Report International Women's Day
A feminist movement in 1980s Italy. ©Universo femminile

A fight that's far from over

Exactly 100 years after its launch, International Women's Day offers an occasion for reflection on the role of feminism and the campaign for the liberation of women, whose evolving objectives no longer command the consensus they enjoyed in previous decades. The European press reports:

Published on 8 March 2010 at 17:37
A feminist movement in 1980s Italy. ©Universo femminile

"Exactly one century ago, women from 17 countries meeting in Copenhagen decided to establish a day for the celebration of women everywhere in the world," which became International Women's Day (IWD) explains Evenimentul Zilei. The Romanian daily goes on to wonder if "one hundred years later, delegates who attended the 1910 conference would be content with the progress made in the field of women's rights," and concludes that they would have little reason to be satisfied. Of course, women now have the right to vote, but they are still under represented in national parliaments. In the United Kingdom for example, "women only account for 20% of MPs," which prompts Evenimentul Zilei to remark that at this rate "feminists will have to wait until 2200 for gender parity in politics."

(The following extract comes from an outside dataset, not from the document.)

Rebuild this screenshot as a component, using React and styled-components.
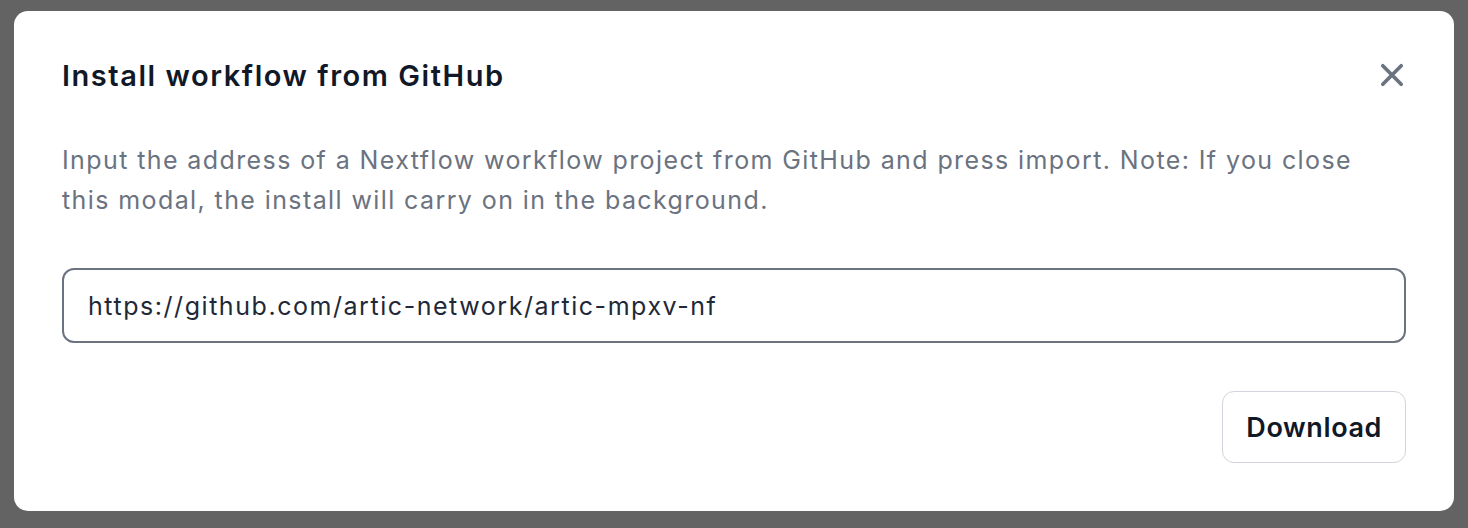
import React from "react";
import styled, { createGlobalStyle } from "styled-components";

const GlobalStyle = createGlobalStyle`
  html, body {
    margin: 0;
    padding: 0;
    background: #636363;
    font-family: Inter, "Noto Sans", sans-serif;
  }
`;

const Overlay = styled.div`
  width: 1468px;
  height: 528px;
  box-sizing: border-box;
  padding: 11px 14px 17px;
  background: #636363;
`;

const Modal = styled.div`
  background: #fff;
  border-radius: 14px;
  height: 100%;
  box-sizing: border-box;
  padding: 48px;
  display: flex;
  flex-direction: column;
`;

const Header = styled.div`
  display: flex;
  align-items: center;
  justify-content: space-between;
  height: 32px;
`;

const Title = styled.h3`
  margin: 0;
  font-size: 29px;
  font-weight: 600;
  color: #111827;
  letter-spacing: 1.55px;
`;

const Close = styled.button`
  border: none;
  background: none;
  padding: 0;
  width: 28px;
  height: 28px;
  display: flex;
  align-items: center;
  justify-content: center;
  color: #6b7280;
  cursor: pointer;
`;

const Description = styled.p`
  margin: 49px 0 0;
  font-size: 25px;
  line-height: 40px;
  letter-spacing: 1.4px;
  color: #6b7280;
`;

const Input = styled.input`
  margin-top: 48px;
  height: 75px;
  box-sizing: border-box;
  border: 2px solid #6b7280;
  border-radius: 12px;
  padding: 0 24px;
  font-family: Inter, "Noto Sans", sans-serif;
  font-size: 25px;
  letter-spacing: 1.55px;
  color: #1f2937;
  outline: none;
`;

const Footer = styled.div`
  margin-top: auto;
  display: flex;
  justify-content: flex-end;
`;

const Button = styled.button`
  height: 72px;
  padding: 0 23px;
  border: 1.5px solid #d1d5db;
  border-radius: 12px;
  background: #fff;
  font-family: Inter, "Noto Sans", sans-serif;
  font-size: 27px;
  font-weight: 600;
  letter-spacing: 0.6px;
  color: #111827;
  cursor: pointer;
`;

const App = () => {
  return (
    <>
      <GlobalStyle />
      <Overlay>
        <Modal>
          <Header>
            <Title>Install workflow from GitHub</Title>
            <Close aria-label="Close">
              <svg width="26" height="26" viewBox="0 0 24 24" fill="none" stroke="currentColor" strokeWidth="3.4" strokeLinecap="round">
                <path d="M3.5 3.5l17 17M20.5 3.5l-17 17" />
              </svg>
            </Close>
          </Header>
          <Description>
            Input the address of a Nextflow workflow project from GitHub and press import. Note: If you close this modal, the install will carry on in the background.
          </Description>
          <Input defaultValue="https://github.com/artic-network/artic-mpxv-nf" />
          <Footer>
            <Button>Download</Button>
          </Footer>
        </Modal>
      </Overlay>
    </>
  );
};

export default App;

In Le Monde, feminist researchers Rose-Marie Lagrave and Juliette Rennes argue that success in the reduction of social divides linked "to class, skin colour and sexual orientation" should encourage the feminist movement and the campaign for parity to focus on age-based discrimination. The question of age "remains one of the multiple inequalities that is rarely discussed by women and feminists. Over the last 40 years, most of the main feminist campaigns have focused on issues relating to fertility and employment: equality in the workplace, the liberation of women's bodies, and freedom of choice with regard to pregnancy."

A part-time Dutch problem

In the columns of Dutch daily Trouw, Queen's commissioner and former minister Karla Peijs points out that discrimination is largely a function of socio-economic status and criticises the feminist movement for its excessive focus on "glass ceilings" that hinder women in high-profile careers: the balancing of work and family commitments is much easier for senior managers than it is for women further down the corporate ladder. Executives are paid to achieve objectives, while secretaries are paid by the hour.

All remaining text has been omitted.